_The request_
Begin with the first line of the material and copy each line word for word through the line that contains "string; value?: string;"; the pictures are left out.

_Data provided_
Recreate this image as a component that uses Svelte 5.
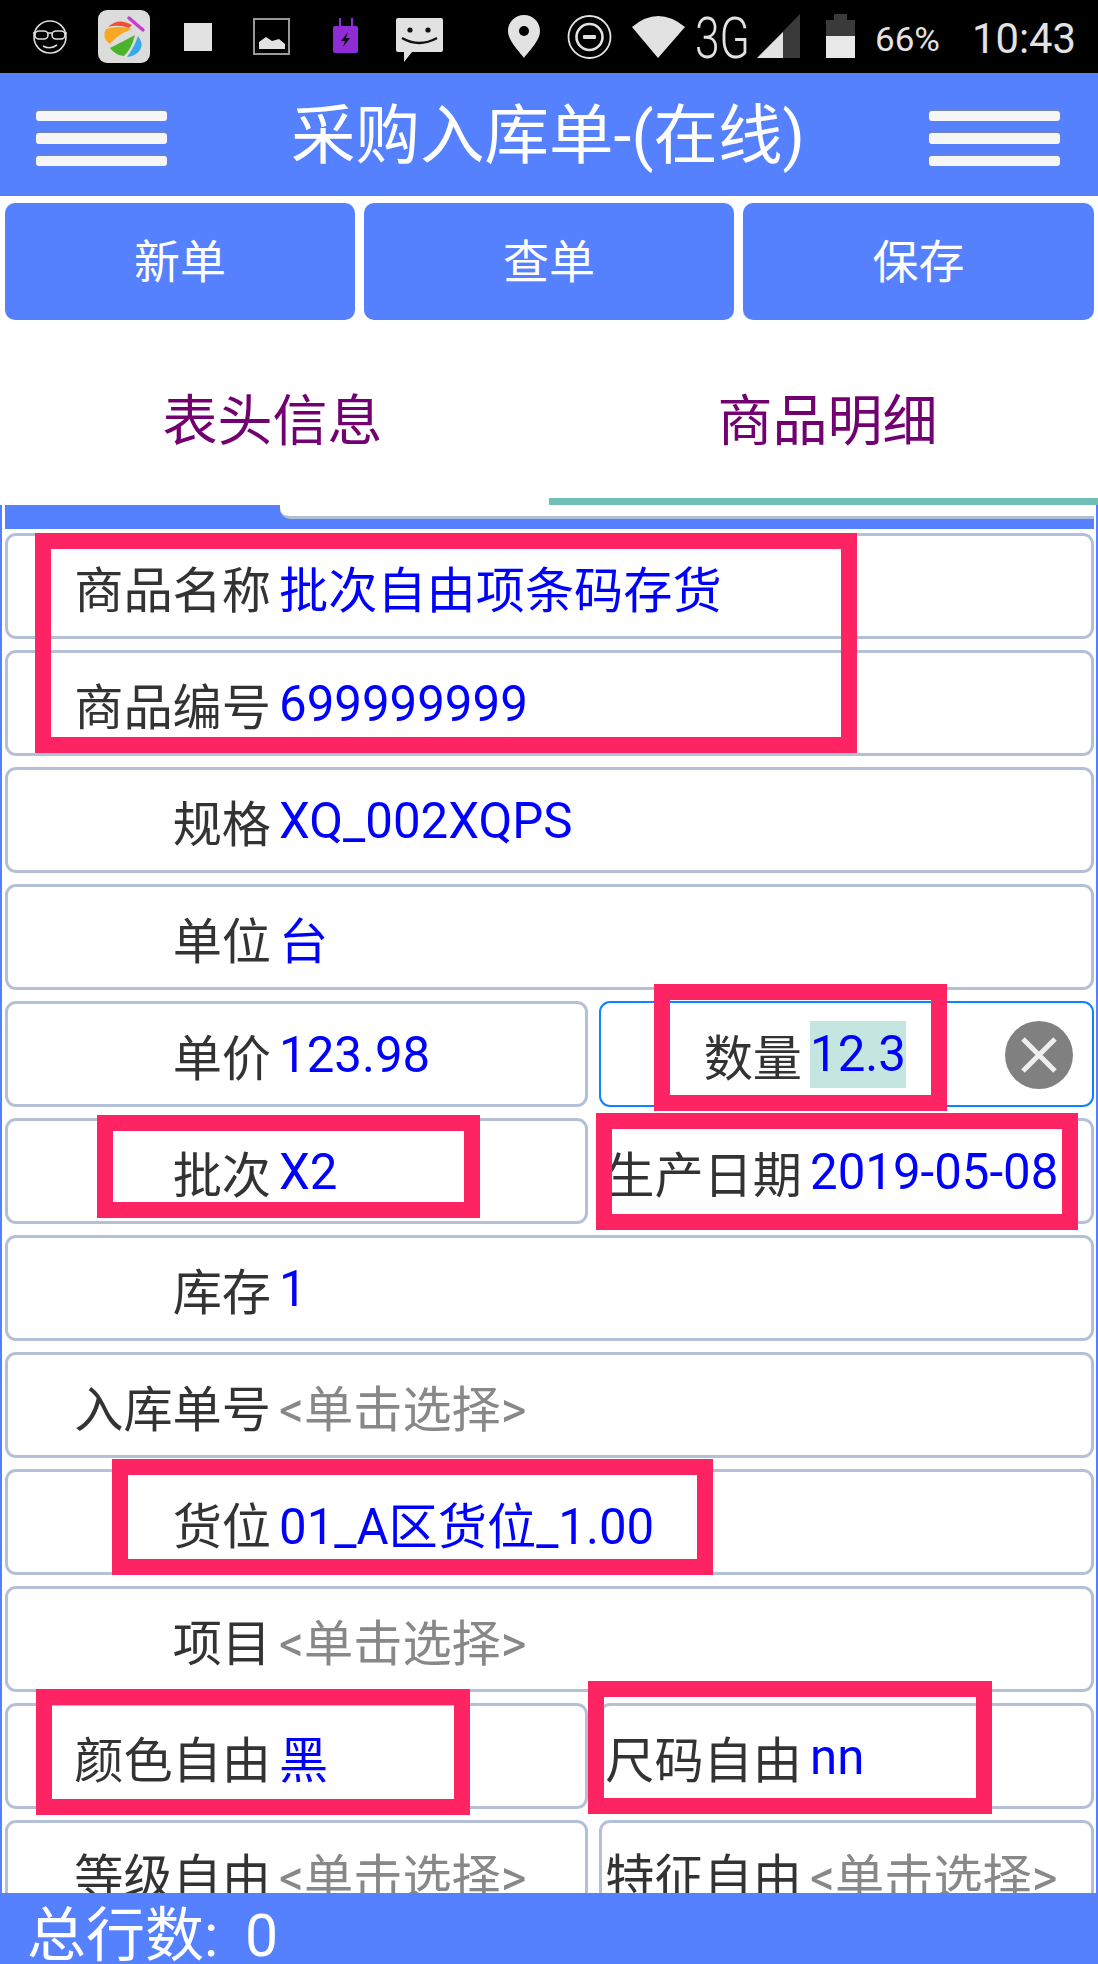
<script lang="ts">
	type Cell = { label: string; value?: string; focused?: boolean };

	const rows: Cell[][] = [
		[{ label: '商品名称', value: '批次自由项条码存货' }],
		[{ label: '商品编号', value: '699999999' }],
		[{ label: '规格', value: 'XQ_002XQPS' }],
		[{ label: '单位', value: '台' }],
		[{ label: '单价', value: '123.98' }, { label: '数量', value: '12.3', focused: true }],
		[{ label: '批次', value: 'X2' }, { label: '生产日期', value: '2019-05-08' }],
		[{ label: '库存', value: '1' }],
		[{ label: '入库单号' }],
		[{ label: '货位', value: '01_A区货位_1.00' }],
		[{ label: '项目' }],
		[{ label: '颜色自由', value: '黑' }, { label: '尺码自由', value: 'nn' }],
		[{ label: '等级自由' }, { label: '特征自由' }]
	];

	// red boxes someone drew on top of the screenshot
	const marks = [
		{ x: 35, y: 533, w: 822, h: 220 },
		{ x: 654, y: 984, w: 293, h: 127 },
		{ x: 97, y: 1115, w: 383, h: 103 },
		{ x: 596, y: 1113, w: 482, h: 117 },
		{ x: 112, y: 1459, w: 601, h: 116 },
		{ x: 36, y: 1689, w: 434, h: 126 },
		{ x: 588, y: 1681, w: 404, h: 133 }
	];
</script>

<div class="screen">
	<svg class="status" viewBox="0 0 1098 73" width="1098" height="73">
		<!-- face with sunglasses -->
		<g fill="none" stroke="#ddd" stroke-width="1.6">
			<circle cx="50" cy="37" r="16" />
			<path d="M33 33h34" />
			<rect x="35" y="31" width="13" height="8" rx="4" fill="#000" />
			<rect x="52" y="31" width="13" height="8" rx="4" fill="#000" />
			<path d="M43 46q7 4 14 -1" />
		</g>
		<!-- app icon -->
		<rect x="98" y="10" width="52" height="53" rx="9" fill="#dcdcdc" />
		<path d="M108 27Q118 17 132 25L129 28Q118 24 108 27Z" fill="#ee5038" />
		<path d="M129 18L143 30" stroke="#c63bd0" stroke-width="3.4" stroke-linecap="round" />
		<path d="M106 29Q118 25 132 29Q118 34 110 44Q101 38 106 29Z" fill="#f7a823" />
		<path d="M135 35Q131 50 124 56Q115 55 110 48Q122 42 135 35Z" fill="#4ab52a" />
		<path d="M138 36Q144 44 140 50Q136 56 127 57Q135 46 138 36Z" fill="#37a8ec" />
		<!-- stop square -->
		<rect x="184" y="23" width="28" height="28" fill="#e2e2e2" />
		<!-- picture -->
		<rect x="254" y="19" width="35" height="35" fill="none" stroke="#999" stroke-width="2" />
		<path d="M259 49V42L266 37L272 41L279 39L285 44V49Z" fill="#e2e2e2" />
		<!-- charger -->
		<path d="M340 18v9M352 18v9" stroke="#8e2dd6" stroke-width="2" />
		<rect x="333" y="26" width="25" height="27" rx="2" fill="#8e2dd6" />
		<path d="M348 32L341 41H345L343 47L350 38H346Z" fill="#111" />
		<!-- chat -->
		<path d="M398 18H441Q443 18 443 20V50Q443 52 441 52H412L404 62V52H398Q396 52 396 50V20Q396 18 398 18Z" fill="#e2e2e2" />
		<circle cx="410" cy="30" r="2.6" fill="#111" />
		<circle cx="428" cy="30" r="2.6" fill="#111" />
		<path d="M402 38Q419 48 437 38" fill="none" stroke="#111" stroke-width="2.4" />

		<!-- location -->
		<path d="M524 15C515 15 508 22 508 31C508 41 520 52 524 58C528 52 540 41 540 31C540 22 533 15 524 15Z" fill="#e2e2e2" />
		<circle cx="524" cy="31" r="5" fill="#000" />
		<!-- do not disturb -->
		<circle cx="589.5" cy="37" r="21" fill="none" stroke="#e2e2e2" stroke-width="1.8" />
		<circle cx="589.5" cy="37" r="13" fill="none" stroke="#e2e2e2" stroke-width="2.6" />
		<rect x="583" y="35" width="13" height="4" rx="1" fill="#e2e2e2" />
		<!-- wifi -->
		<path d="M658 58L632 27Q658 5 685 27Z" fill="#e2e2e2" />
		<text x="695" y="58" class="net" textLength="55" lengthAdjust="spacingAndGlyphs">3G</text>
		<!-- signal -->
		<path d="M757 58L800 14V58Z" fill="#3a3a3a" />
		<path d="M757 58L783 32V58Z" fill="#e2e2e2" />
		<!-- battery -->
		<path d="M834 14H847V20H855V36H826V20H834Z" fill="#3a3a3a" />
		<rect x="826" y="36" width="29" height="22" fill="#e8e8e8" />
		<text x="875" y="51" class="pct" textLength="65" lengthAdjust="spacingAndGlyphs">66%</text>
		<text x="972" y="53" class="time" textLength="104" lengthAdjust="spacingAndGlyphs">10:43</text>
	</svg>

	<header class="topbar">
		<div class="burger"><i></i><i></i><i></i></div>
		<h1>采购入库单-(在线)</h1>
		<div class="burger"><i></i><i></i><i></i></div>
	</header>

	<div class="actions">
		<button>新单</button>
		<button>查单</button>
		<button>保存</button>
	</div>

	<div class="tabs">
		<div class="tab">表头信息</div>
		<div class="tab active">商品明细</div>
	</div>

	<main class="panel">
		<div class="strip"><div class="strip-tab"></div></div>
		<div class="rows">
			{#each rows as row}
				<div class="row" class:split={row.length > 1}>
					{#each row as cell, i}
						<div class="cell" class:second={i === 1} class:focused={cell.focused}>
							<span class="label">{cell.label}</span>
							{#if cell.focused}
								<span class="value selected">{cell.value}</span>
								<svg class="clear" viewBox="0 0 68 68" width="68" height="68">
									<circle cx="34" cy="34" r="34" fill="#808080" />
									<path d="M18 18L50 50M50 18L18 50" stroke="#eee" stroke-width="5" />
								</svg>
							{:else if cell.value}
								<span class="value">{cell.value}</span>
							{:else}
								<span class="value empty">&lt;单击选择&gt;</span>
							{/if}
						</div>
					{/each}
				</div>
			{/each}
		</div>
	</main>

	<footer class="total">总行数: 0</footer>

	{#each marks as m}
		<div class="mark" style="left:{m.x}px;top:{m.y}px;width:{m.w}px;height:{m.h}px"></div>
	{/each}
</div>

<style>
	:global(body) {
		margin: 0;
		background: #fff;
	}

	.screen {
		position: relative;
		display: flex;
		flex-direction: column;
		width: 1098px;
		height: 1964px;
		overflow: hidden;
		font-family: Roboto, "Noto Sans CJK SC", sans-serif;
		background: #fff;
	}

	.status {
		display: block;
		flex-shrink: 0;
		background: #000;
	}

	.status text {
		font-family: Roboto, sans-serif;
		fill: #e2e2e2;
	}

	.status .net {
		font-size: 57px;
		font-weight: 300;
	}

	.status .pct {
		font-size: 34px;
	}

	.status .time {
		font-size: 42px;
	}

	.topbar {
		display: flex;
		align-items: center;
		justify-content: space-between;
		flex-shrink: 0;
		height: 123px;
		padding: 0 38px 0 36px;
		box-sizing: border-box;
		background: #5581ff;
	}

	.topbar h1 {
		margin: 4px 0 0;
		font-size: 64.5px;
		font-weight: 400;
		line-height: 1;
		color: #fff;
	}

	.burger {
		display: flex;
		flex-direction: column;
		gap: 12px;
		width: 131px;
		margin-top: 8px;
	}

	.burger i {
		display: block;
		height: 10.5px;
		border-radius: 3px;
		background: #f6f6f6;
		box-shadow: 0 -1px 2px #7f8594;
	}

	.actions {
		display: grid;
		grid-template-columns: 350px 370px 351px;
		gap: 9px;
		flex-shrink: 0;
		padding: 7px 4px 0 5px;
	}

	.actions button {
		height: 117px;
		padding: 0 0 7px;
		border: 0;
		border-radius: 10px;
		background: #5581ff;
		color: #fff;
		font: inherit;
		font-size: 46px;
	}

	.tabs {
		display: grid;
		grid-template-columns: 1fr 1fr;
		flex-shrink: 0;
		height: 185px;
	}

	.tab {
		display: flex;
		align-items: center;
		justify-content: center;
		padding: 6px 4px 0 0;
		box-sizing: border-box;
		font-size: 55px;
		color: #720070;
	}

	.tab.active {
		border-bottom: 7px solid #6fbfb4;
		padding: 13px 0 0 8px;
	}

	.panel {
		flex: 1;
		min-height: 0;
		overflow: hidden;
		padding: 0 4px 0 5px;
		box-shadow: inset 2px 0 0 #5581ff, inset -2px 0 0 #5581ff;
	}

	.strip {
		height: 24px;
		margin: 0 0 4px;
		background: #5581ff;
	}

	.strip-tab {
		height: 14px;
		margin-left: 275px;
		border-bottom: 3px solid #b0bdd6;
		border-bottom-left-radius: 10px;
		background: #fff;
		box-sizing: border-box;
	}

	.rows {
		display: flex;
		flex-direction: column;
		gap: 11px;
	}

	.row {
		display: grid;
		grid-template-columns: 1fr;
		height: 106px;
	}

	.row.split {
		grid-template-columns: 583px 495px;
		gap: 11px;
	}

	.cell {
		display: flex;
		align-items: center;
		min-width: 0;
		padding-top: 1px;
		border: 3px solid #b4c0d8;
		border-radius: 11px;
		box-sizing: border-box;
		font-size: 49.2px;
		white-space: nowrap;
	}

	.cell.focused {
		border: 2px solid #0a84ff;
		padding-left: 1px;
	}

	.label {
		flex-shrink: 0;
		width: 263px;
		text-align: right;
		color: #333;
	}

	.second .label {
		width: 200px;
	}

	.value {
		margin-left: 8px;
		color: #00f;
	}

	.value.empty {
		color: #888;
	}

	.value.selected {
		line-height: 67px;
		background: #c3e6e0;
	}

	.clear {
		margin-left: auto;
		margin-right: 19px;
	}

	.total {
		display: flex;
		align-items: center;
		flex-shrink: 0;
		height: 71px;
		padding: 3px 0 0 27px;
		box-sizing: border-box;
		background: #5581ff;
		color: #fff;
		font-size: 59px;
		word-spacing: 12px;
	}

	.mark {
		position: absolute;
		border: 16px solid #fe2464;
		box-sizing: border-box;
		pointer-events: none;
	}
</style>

_Output below_
Recreate this image as a component that uses Svelte 5.
<script lang="ts">
	type Cell = { label: string; value?: string; focused?: boolean };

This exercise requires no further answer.